A zone that refuses to fire yet shows 24 VAC at the solenoid may suffer from voltage drop; upsize valve wire from 14 AWG to 12 AWG for runs over 200 ft to deliver at least 22 V under load.

Water-Hammer Prevention

Solenoid valves snap shut in 0.2 seconds, sending a 60-psi shockwave that can crack PVC manifolds; program the timer’s “close delay” to 5 seconds so the valve diaphragm seats gradually.

Install a 6-in vertical air chamber capped with a 3/4-in brass tee on the valve outlet; the trapped cushion compresses and absorbs the spike.

For high-flow systems over 15 gpm, upgrade to a valve with a built-in V-port throttling stem that reduces flow 30 % before final shutoff.

Recording Hammer Events

Strap a $15 piezo microphone to the mainline and log dB spikes with a smart plug; if peaks exceed 80 dB, lengthen station runtime and reduce cycle frequency to cut abrupt starts.

Smart Integrations and Data Logging

Export 15-minute flow data from the timer to a Google Sheet via IFTTT; charting nightly gallons reveals hidden leaks when usage jumps 12 % week-over-week.

Pair the timer with a $29 ultrasonic flow meter on the mainline; if measured flow exceeds nozzle catalog sum by more than 8 %, the timer emails you a probable break alert.

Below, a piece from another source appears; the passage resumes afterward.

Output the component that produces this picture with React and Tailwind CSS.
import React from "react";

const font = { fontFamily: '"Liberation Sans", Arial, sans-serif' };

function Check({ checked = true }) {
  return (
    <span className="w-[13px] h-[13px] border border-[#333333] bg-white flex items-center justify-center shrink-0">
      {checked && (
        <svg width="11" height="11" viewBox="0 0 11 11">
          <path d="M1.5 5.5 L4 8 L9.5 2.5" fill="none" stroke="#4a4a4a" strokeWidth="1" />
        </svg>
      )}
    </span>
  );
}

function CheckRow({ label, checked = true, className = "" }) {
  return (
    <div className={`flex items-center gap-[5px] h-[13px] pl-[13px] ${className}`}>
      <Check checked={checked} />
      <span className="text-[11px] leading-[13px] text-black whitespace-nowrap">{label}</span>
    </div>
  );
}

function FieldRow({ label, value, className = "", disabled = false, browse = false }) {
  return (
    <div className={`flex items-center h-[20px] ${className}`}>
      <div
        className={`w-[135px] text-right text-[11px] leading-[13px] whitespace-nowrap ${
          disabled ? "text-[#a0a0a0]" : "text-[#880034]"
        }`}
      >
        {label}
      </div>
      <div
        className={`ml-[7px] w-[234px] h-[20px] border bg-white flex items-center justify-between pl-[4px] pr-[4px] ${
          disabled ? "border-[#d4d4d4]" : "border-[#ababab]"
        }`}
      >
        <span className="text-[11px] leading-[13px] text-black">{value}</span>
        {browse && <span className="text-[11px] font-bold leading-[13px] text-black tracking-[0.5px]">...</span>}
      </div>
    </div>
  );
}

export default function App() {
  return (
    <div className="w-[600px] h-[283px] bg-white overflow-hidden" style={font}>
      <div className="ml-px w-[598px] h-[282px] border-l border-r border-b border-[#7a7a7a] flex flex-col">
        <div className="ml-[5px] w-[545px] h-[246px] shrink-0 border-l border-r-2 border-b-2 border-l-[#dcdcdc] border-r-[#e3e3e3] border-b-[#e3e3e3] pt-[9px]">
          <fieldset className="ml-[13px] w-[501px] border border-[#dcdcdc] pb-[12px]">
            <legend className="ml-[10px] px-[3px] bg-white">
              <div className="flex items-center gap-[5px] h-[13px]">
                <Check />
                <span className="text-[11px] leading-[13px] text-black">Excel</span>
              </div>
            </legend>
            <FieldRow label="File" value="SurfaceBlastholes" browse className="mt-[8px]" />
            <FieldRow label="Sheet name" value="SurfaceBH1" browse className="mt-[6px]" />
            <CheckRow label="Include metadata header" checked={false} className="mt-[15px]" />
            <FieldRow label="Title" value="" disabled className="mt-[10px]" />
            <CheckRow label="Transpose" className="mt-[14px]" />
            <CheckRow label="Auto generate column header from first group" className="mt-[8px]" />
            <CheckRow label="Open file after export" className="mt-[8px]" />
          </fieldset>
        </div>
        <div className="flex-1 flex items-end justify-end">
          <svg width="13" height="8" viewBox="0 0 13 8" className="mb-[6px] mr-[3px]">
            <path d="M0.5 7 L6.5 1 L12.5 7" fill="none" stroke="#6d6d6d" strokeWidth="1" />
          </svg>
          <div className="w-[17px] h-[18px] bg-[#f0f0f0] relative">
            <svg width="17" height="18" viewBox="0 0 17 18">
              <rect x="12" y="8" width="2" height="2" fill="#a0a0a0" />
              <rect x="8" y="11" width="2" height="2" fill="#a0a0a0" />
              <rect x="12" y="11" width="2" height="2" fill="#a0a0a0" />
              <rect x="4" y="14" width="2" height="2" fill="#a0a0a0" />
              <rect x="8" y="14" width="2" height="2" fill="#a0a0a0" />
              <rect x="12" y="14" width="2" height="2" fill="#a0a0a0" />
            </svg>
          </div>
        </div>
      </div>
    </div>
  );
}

Embed a soil temperature probe in the same IoT dashboard; cross-reference with flow spikes to distinguish between legitimate hot-weather irrigation and pipe bursts.

Voice-Controlled Quick Overrides

Connect the timer to Alexa routines: saying “Garden boost” adds 5 minutes to every zone once, useful during heat waves without reprogramming the entire month.

Legal and Rebate Considerations

Many water districts grant $80–$200 rebates for EPA WaterSense-labeled timers that include soil-moisture bypass; upload the timer model number and installation photo within 30 days of purchase.

Some municipalities cap irrigation to two days weekly; program the timer’s “odd/even” constraint so it automatically follows changing ordinances without manual edits.

Retain the timer’s MAC address; auditors can request 12-month digital logs to verify compliance during drought restrictions.

Backflow Prevention Codes

Install a pressure vacuum breaker 12 in above the tallest nozzle; timers that pressurize lines overnight must meet ASSE 1020 standards or fines start at $500 per violation.